Further, Forte and producer Don Ohlmeyer used their MNF positions to seduce women who attended games they were covering: "The so-called honey shots – those tight close-ups of a beauty in the stands or on the sidelines – often held special meaning on Monday Night Football." Forte would tell camera operators to proposition comely female spectators: "Tell her who I am. Tell her I'm rich. Ask her if she'd like to be on national television." Arledge was aware of the "X-rated activities taking place on the ABC caravan" and excused it as part of "'what made the show what it was.'"

===Departure from ABC Sports===
Despite his professional success, Forte had a huge gambling addiction which he kept behind the scenes. ABC executives feared his gambling activities were affecting his job which led to his departure from ABC in 1987. He was also indicted by a federal grand jury on three-counts of mail fraud and tax evasion. He cooperated with the government and was spared prison time, receiving a five-year probation sentence.

==Post-ABC activities==
In 1989, he directed the roller derby program RollerGames. The next year, he became a talk show host at San Diego's XTRA, also known as "XTRA Sports 690." He co-hosted the Loose Cannons show with Steve Hartman.

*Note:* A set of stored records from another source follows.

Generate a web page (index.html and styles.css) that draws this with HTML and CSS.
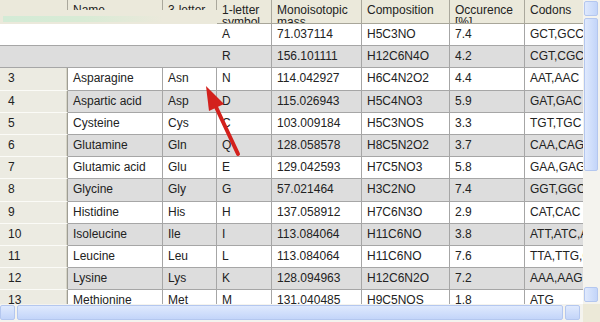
FILE: index.html
```html
<!DOCTYPE html>
<html lang="en">
  <head>
    <meta charset="UTF-8" />
    <title>Amino acids</title>
    <link rel="stylesheet" href="styles.css">
  </head>
  <body>
    <div class="window">
      <div class="viewport">
        <div class="row head">
          <div class="cell"></div>
          <div class="cell">Name</div>
          <div class="cell">3-letter</div>
          <div class="cell">1-letter symbol</div>
          <div class="cell">Monoisotopic mass</div>
          <div class="cell">Composition</div>
          <div class="cell">Occurence [%]</div>
          <div class="cell">Codons</div>
        </div>
        <div class="row">
          <div class="cell blank"></div>
          <div class="cell">A</div><div class="cell">71.037114</div><div class="cell">H5C3NO</div><div class="cell">7.4</div><div class="cell">GCT,GCC,GCA,GCG</div>
        </div>
        <div class="row alt">
          <div class="cell blank"></div>
          <div class="cell">R</div><div class="cell">156.101111</div><div class="cell">H12C6N4O</div><div class="cell">4.2</div><div class="cell">CGT,CGC,CGA,CGG</div>
        </div>
        <div class="row">
          <div class="cell rh">3</div><div class="cell">Asparagine</div><div class="cell">Asn</div><div class="cell">N</div><div class="cell">114.042927</div><div class="cell">H6C4N2O2</div><div class="cell">4.4</div><div class="cell">AAT,AAC</div>
        </div>
        <div class="row alt">
          <div class="cell rh">4</div><div class="cell">Aspartic acid</div><div class="cell">Asp</div><div class="cell">D</div><div class="cell">115.026943</div><div class="cell">H5C4NO3</div><div class="cell">5.9</div><div class="cell">GAT,GAC</div>
        </div>
        <div class="row">
          <div class="cell rh">5</div><div class="cell">Cysteine</div><div class="cell">Cys</div><div class="cell">C</div><div class="cell">103.009184</div><div class="cell">H5C3NOS</div><div class="cell">3.3</div><div class="cell">TGT,TGC</div>
        </div>
        <div class="row alt">
          <div class="cell rh">6</div><div class="cell">Glutamine</div><div class="cell">Gln</div><div class="cell">Q</div><div class="cell">128.058578</div><div class="cell">H8C5N2O2</div><div class="cell">3.7</div><div class="cell">CAA,CAG</div>
        </div>
        <div class="row">
          <div class="cell rh">7</div><div class="cell">Glutamic acid</div><div class="cell">Glu</div><div class="cell">E</div><div class="cell">129.042593</div><div class="cell">H7C5NO3</div><div class="cell">5.8</div><div class="cell">GAA,GAG</div>
        </div>
        <div class="row alt">
          <div class="cell rh">8</div><div class="cell">Glycine</div><div class="cell">Gly</div><div class="cell">G</div><div class="cell">57.021464</div><div class="cell">H3C2NO</div><div class="cell">7.4</div><div class="cell">GGT,GGC,GGA,GGG</div>
        </div>
        <div class="row">
          <div class="cell rh">9</div><div class="cell">Histidine</div><div class="cell">His</div><div class="cell">H</div><div class="cell">137.058912</div><div class="cell">H7C6N3O</div><div class="cell">2.9</div><div class="cell">CAT,CAC</div>
        </div>
        <div class="row alt">
          <div class="cell rh">10</div><div class="cell">Isoleucine</div><div class="cell">Ile</div><div class="cell">I</div><div class="cell">113.084064</div><div class="cell">H11C6NO</div><div class="cell">3.8</div><div class="cell">ATT,ATC,ATA</div>
        </div>
        <div class="row">
          <div class="cell rh">11</div><div class="cell">Leucine</div><div class="cell">Leu</div><div class="cell">L</div><div class="cell">113.084064</div><div class="cell">H11C6NO</div><div class="cell">7.6</div><div class="cell">TTA,TTG,CTT,CTC</div>
        </div>
        <div class="row alt">
          <div class="cell rh">12</div><div class="cell">Lysine</div><div class="cell">Lys</div><div class="cell">K</div><div class="cell">128.094963</div><div class="cell">H12C6N2O</div><div class="cell">7.2</div><div class="cell">AAA,AAG</div>
        </div>
        <div class="row">
          <div class="cell rh">13</div><div class="cell">Methionine</div><div class="cell">Met</div><div class="cell">M</div><div class="cell">131.040485</div><div class="cell">H9C5NOS</div><div class="cell">1.8</div><div class="cell">ATG</div>
        </div>
      </div>
      <div class="vscroll">
        <div class="sb-btn"></div>
        <div class="sb-thumb"></div>
        <div class="sb-btn"></div>
      </div>
      <div class="hscroll">
        <div class="sb-btn"></div>
        <div class="sb-thumb"></div>
        <div class="sb-btn"></div>
      </div>
      <div class="corner"></div>

      <!-- dragged header strip over the first rows -->
      <div class="drag"></div>

      <svg class="arrow" width="50" height="85" viewBox="0 0 50 85">
        <line x1="21" y1="29" x2="43" y2="76" stroke="#d3211d" stroke-width="4" stroke-linecap="round" />
        <polygon points="11,8 29,26 14,33" fill="#d3211d" />
      </svg>
    </div>
  </body>
</html>
```

FILE: styles.css
```css
* {
  margin: 0;
  padding: 0;
  box-sizing: border-box;
}
html,
body {
  width: 100%;
  height: 100%;
  overflow: hidden;
}
body {
  font-family: "Liberation Sans", Arial, sans-serif;
  font-size: 12px;
  color: #222;
}
.window {
  position: relative;
  display: grid;
  grid-template-columns: 583px 17px;
  grid-template-rows: 304px 18px;
  width: 600px;
  height: 322px;
  background: #ece9d8;
}
.viewport {
  overflow: hidden;
  background: #fff;
}
.row {
  display: grid;
  grid-template-columns: 68px 95px 54px 55px 90px 88px 75px 110px;
  width: 635px;
  height: 22.2px;
}
.cell {
  border-right: 1px solid #a6a6a6;
  border-bottom: 1px solid #a6a6a6;
  padding-left: 5px;
  line-height: 21px;
  white-space: nowrap;
  overflow: hidden;
}
.row.alt .cell {
  background: #dddddd;
}
.blank {
  grid-column: span 3;
  border-right: none;
}
.row .rh,
.row.alt .rh {
  background: #ecebe2;
  border-bottom-color: #fbfbf7;
  border-right-color: #9e9d94;
  padding-left: 8px;
  box-shadow: inset -1px 0 #d6d4c6;
}
.row.head {
  height: 24px;
}
.head .cell {
  background: #ebe9db;
  border-right-color: #aaa89c;
  border-bottom-color: #a8a699;
  padding-top: 5px;
  line-height: 11.5px;
  white-space: normal;
}

/* scrollbars */
.vscroll {
  display: flex;
  flex-direction: column;
  gap: 2px;
  padding: 1px 2px 2px 1px;
  background: #f4f3ee;
}
.vscroll .sb-btn {
  height: 15px;
}
.vscroll .sb-thumb {
  height: 153px;
  margin-bottom: auto;
}
.hscroll {
  display: flex;
  gap: 2px;
  padding: 1px 3px 2px 0;
  background: #f4f3ee;
}
.hscroll .sb-btn {
  width: 15px;
}
.hscroll .sb-thumb {
  flex: 1;
}
.sb-btn,
.sb-thumb {
  border: 1px solid #b4c7ef;
  border-radius: 2px;
  background: linear-gradient(to right, #dfe9fd, #c3d5f9);
}
.hscroll .sb-btn,
.hscroll .sb-thumb {
  background: linear-gradient(to bottom, #dfe9fd, #c3d5f9);
}
.corner {
  background: #ece9d8;
}

/* overlays */
.drag {
  position: absolute;
  left: 0;
  top: 10px;
  width: 217px;
  height: 14px;
  background: #ebe9db;
}
.drag::after {
  content: "";
  position: absolute;
  left: 3px;
  top: 6px;
  width: 160px;
  height: 6px;
  background: linear-gradient(to right, #d3ebd6, #d8ebd5 50%, rgba(235, 233, 219, 0));
}
.arrow {
  position: absolute;
  left: 195px;
  top: 78px;
}
```
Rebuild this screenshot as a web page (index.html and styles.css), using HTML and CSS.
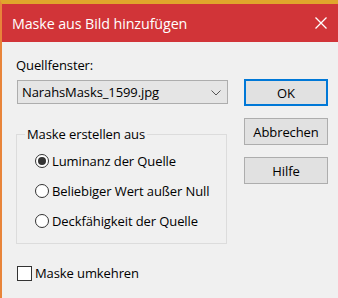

On the show, he openly discussed his addiction and offered to help others in a similar situation.

==Death==
Forte was working on-the-air days prior to his death on May 18, 1996, in San Diego, California. Forte, who was known for his junk food obsession and for chain-smoking his way through telecasts, died suddenly of a heart attack at the age of 60. His family filed a wrongful death lawsuit against his cardiologist, Dr. Steven Gross, alleging that the doctor was negligent in his treatment of Forte. The jury agreed and awarded the family US$1.7 million.